Task details — Report every line from the material that contains the word "React".
— start of Given information —
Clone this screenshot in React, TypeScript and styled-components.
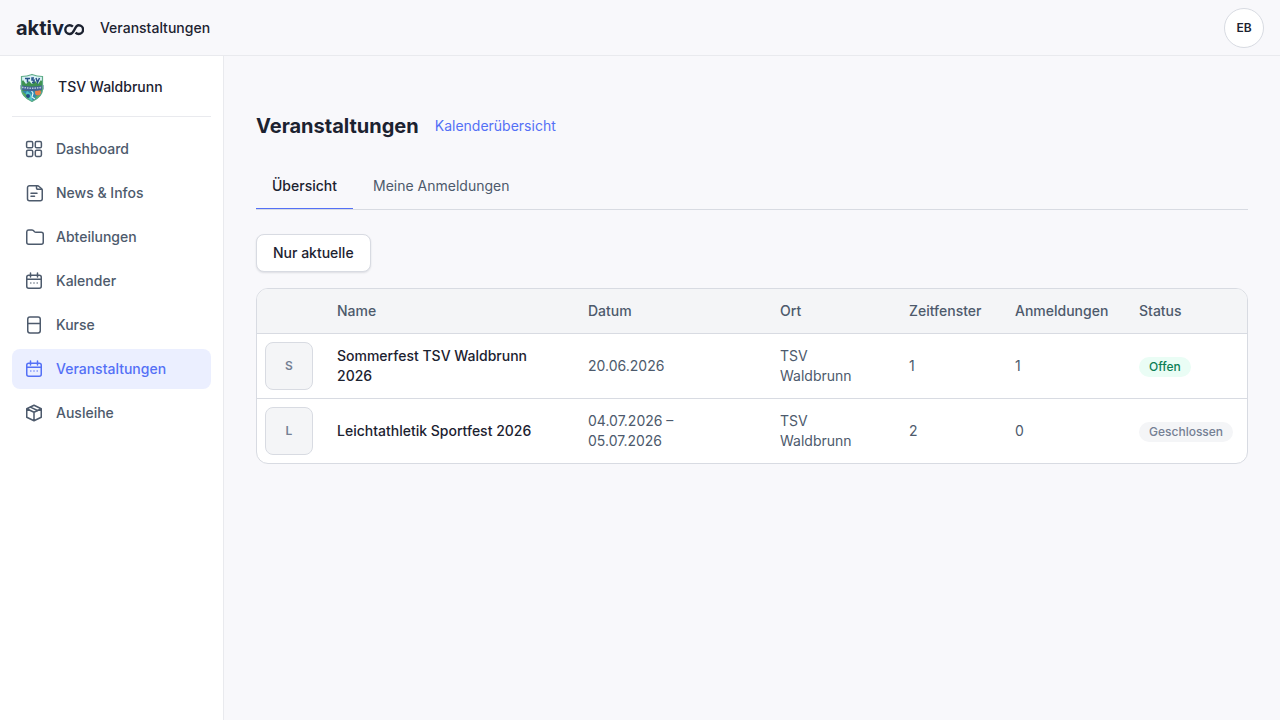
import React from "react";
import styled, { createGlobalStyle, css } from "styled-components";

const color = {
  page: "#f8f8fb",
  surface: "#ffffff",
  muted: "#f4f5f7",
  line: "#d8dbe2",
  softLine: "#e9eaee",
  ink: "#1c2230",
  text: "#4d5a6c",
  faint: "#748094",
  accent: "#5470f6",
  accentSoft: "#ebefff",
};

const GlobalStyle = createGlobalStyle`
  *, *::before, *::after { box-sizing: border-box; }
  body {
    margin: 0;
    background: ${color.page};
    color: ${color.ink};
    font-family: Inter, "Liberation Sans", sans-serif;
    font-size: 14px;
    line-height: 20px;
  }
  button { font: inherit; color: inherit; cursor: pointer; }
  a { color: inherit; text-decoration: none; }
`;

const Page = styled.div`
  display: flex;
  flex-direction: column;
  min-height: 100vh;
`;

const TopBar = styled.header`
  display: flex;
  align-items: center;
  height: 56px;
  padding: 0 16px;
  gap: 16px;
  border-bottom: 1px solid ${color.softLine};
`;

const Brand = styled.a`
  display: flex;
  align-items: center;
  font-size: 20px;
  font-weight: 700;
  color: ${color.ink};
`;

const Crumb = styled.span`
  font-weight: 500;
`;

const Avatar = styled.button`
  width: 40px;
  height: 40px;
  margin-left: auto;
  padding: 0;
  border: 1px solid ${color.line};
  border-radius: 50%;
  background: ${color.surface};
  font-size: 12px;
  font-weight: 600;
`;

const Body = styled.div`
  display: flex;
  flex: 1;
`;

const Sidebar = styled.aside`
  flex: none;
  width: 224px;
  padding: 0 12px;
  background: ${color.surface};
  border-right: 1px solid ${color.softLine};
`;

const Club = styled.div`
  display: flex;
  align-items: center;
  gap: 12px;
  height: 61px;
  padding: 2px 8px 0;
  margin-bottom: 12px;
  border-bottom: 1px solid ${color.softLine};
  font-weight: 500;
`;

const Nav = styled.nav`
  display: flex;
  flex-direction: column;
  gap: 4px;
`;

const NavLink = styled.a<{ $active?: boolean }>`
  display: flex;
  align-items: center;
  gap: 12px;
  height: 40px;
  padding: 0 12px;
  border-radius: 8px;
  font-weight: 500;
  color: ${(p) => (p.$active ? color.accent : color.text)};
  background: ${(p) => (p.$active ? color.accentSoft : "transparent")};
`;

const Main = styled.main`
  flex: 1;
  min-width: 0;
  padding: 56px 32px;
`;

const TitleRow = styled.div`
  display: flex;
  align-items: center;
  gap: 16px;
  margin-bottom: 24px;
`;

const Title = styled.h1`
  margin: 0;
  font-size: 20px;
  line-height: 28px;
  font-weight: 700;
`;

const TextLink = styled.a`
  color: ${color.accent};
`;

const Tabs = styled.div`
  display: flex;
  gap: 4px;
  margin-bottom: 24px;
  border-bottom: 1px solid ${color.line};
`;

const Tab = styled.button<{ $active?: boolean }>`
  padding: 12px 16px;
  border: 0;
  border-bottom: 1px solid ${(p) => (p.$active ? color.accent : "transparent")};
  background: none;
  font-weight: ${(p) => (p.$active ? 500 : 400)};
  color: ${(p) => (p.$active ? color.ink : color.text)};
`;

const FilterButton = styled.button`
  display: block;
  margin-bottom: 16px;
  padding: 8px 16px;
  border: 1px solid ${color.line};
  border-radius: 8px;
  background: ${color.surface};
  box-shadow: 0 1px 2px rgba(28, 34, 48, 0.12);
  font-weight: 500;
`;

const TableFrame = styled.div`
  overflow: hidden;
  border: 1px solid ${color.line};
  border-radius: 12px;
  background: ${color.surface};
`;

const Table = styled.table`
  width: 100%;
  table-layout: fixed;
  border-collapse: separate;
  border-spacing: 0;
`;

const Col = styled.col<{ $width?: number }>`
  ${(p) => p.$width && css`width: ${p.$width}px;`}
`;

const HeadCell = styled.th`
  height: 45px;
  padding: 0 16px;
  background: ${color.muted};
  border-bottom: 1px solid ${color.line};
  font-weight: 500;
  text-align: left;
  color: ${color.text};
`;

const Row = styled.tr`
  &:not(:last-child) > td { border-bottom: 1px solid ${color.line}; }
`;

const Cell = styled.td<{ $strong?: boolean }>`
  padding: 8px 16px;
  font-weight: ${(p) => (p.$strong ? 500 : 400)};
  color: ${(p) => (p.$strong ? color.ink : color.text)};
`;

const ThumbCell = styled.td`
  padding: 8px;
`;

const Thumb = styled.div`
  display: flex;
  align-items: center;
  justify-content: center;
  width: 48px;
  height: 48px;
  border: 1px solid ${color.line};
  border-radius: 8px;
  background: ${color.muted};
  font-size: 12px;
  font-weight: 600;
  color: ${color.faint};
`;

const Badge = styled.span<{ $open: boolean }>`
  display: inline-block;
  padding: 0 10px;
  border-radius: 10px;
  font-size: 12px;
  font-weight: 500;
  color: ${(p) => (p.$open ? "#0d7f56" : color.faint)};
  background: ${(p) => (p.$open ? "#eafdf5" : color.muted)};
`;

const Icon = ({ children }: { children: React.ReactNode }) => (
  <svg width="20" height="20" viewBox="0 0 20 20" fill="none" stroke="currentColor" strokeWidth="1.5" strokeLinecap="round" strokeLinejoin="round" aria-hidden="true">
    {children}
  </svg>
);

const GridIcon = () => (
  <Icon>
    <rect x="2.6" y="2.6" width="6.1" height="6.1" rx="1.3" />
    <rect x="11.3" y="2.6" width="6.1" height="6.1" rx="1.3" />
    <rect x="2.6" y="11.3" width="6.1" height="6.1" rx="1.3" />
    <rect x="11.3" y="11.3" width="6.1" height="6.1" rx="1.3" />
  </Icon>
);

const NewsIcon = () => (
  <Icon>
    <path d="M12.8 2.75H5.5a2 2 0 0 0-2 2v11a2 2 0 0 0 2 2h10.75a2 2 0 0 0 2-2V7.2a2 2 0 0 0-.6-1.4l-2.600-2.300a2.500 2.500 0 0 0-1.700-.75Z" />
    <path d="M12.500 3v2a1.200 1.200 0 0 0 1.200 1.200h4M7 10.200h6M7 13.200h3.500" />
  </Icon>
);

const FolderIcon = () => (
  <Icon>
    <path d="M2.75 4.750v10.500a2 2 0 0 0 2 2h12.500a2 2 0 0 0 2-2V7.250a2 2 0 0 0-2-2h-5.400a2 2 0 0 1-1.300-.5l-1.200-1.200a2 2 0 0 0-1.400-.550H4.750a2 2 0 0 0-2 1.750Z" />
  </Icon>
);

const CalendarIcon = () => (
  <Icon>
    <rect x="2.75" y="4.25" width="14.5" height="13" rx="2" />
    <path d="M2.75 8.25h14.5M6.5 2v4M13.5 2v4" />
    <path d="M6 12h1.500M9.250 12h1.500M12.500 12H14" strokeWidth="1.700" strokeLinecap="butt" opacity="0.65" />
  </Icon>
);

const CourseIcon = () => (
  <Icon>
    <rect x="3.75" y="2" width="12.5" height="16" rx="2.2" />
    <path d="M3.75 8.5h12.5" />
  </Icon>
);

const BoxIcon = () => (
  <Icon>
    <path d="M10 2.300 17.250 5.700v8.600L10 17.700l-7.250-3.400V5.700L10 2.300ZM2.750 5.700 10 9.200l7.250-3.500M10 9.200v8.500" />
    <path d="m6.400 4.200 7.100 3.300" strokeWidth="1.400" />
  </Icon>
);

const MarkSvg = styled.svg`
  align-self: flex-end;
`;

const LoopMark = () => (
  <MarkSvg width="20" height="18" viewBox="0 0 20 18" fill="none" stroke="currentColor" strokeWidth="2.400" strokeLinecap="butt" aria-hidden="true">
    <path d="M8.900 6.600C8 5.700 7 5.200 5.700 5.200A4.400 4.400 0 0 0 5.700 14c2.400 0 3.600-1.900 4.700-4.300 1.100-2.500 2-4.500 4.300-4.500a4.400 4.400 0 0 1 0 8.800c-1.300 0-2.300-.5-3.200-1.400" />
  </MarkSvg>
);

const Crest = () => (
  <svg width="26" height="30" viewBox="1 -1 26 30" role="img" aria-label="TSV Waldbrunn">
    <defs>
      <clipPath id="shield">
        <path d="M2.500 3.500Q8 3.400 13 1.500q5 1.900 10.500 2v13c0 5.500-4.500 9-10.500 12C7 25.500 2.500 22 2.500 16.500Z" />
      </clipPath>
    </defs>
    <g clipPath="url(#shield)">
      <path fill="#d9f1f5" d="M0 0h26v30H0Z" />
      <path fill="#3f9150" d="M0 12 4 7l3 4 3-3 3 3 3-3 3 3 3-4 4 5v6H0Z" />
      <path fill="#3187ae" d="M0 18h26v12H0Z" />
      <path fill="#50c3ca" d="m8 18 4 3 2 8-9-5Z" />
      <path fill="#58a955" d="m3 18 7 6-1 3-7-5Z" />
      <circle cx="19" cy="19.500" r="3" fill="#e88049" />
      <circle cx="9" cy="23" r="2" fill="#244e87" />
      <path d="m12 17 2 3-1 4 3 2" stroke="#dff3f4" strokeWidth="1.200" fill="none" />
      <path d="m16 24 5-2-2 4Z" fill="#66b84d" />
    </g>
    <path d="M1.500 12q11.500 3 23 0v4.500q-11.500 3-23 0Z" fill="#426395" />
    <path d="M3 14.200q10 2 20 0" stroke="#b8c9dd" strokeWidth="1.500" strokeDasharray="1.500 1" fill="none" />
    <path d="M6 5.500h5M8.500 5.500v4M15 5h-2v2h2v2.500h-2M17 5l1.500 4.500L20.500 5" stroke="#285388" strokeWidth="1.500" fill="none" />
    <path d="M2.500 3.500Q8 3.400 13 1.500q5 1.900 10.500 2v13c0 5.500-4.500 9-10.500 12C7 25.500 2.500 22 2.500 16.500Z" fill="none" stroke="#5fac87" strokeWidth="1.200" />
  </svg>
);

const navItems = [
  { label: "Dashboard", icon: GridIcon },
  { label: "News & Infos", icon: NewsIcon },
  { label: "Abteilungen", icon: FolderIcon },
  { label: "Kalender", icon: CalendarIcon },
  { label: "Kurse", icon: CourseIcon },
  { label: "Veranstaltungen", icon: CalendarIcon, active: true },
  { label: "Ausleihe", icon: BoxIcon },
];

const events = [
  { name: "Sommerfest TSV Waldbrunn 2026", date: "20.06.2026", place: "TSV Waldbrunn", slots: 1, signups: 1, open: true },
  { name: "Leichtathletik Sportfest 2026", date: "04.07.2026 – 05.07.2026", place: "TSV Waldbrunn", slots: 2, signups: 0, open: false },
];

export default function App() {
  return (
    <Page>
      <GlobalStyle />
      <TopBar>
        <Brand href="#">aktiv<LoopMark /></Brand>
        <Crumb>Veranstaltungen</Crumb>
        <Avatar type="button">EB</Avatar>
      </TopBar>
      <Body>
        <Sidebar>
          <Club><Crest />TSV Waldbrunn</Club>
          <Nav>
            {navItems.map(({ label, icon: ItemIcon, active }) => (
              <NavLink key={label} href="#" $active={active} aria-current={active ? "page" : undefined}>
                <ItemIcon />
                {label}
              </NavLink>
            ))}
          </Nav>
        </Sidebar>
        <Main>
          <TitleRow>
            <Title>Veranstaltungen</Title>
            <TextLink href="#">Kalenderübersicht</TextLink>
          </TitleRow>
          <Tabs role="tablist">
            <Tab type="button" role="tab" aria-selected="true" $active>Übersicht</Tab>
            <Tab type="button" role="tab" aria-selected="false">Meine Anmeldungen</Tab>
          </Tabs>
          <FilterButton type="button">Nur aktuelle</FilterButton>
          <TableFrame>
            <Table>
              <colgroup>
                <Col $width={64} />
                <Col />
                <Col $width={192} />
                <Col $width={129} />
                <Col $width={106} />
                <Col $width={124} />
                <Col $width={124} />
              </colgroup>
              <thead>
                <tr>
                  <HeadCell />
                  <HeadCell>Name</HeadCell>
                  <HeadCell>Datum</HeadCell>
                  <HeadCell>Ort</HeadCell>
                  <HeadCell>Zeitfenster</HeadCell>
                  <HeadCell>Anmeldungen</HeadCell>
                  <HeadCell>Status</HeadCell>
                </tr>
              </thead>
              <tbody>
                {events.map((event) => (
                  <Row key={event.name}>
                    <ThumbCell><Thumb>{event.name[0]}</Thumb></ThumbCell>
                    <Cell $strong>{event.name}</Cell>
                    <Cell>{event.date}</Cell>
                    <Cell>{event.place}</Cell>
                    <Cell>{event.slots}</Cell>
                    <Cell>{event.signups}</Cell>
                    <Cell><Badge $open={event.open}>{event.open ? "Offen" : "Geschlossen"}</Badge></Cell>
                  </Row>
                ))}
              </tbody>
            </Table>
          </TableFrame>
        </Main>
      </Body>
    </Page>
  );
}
— end of Given information —
Answer to this task —
Clone this screenshot in React, TypeScript and styled-components.
import React from "react";
const Icon = ({ children }: { children: React.ReactNode }) => (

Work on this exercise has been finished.